A History of HMS Charger

Laid down 19 Jan 1940 at Sun Shipbuilding & Dry Dock
Company, Chester PA as Maritime Commission hull number 61, Sun number
188, as a 9,100 ton C3 type passenger-cargo vessel the Rio de la Plata for
the US operator Moore-McCormack Lines. She was launched on 1 March 1941
and was completed 4 September 1941. The Rio de la Plata was purchased by
the US Navy 20 May 1941for conversion into a modified ‘Long Island’
class Auxiliary Aircraft Carrier BAVG 4 by Newport News Shipbuilding and
Drydock Company, Virginia.. [US Navy classification ‘BAVG’ designates
her as ‘British Auxiliary Aircraft Carrier’]

Her conversion consisted of installing a lightweight
wooden flight deck on a truss work superstructure which covered 70% of
the ships' length, fitting a small enclosed hangar beneath the aft of
the flight deck to be serviced by a single lift.
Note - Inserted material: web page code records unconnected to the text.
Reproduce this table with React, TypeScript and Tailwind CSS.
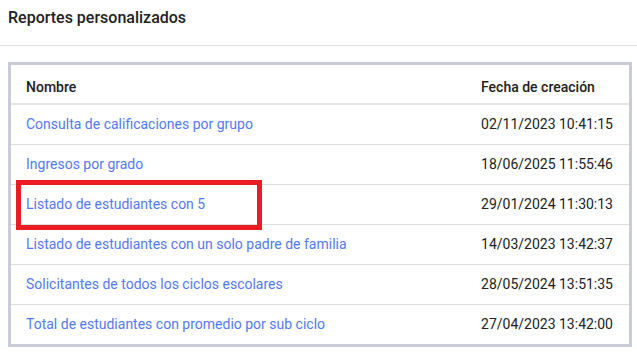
import React from 'react';

const rows: [string, string][] = [
  ['Consulta de calificaciones por grupo', '02/11/2023 10:41:15'],
  ['Ingresos por grado', '18/06/2025 11:55:46'],
  ['Listado de estudiantes con 5', '29/01/2024 11:30:13'],
  ['Listado de estudiantes con un solo padre de familia', '14/03/2023 13:42:37'],
  ['Solicitantes de todos los ciclos escolares', '28/05/2024 13:51:35'],
  ['Total de estudiantes con promedio por sub ciclo', '27/04/2023 13:42:00'],
];

export default function App() {
  return (
    <div
      className="relative w-[637px] h-[352px] bg-white overflow-hidden text-[#212121]"
      style={{ fontFamily: 'Roboto, "Liberation Sans", sans-serif' }}
    >
      <div className="h-[46px] border-b border-[#e3e3e3] px-2 pt-[8px]">
        <h1 className="text-[16px] leading-[20px] font-medium">Reportes personalizados</h1>
      </div>

      <div className="mt-[16px] ml-2 mr-[5px] border-[3px] border-[#c9ccd7]">
        <table className="w-full border-collapse text-[14px] leading-[20px]">
          <thead>
            <tr className="border-b-2 border-[#e6e6e6]">
              <th className="pt-[12px] pb-[6px] pl-[15px] pr-4 text-left font-medium">Nombre</th>
              <th className="w-[1%] pt-[12px] pb-[6px] px-4 text-left font-medium whitespace-nowrap">Fecha de creación</th>
            </tr>
          </thead>
          <tbody>
            {rows.map(([name, date], i) => (
              <tr key={name} className={i > 0 ? 'border-t border-[#dedede]' : ''}>
                <td className="h-[40px] pl-[15px] pr-4 text-[#5479f2]">{name}</td>
                <td className="h-[40px] px-4 whitespace-nowrap">{date}</td>
              </tr>
            ))}
          </tbody>
        </table>
      </div>

      <div className="absolute left-[16px] top-[180px] w-[246px] h-[50px] border-[5px] border-[#ec1c24]" />
    </div>
  );
}
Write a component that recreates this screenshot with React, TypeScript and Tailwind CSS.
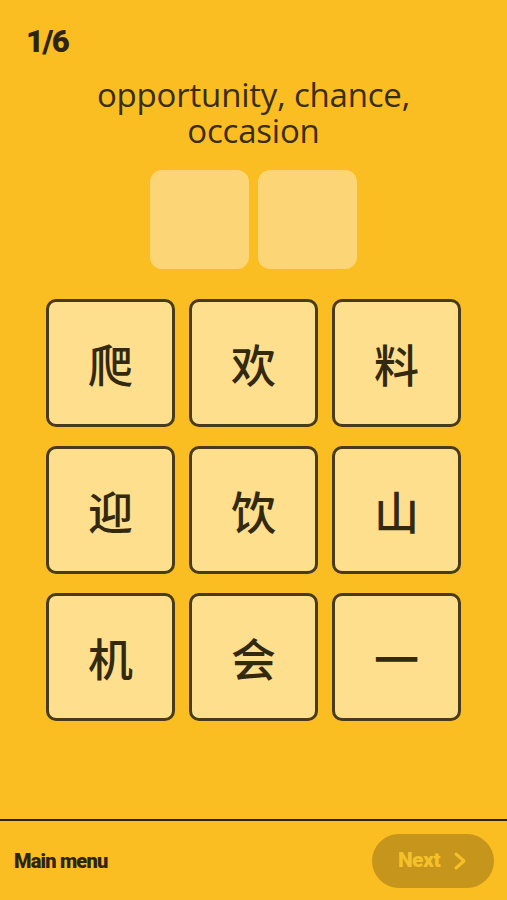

Charger, like her
sister ships Biter and Dasher had a small island superstructure fitted.
Upon the completion of her conversion into a carrier she was transferred
to the Admiralty and commissioned into the Royal Navy as HMS CHARGER
(D27) 2 October 1941 Captain George Abel-Smith, RN in command.

Charger was returned to US Navy charge two days later
on 4 Oct 1941 to serve as a training carrier for US Navy and Fleet Air
Arm squadrons working up in the USA.
Reclassified from BAVG 4 to AVG 30 on 24 Jan 1942;
she was the only BAVG to be reclassified to the US AVG designation.
Commissioned in US Naval service on 3 March 1942 as
USS CHARGER.
The USS CHARGER operated off the East coast of
the United states as a deck landing training carrier, and her services
were used by many of the Fleet Air Arm squadrons that formed, and
worked-up, at US Naval Air Stations on the US East coast.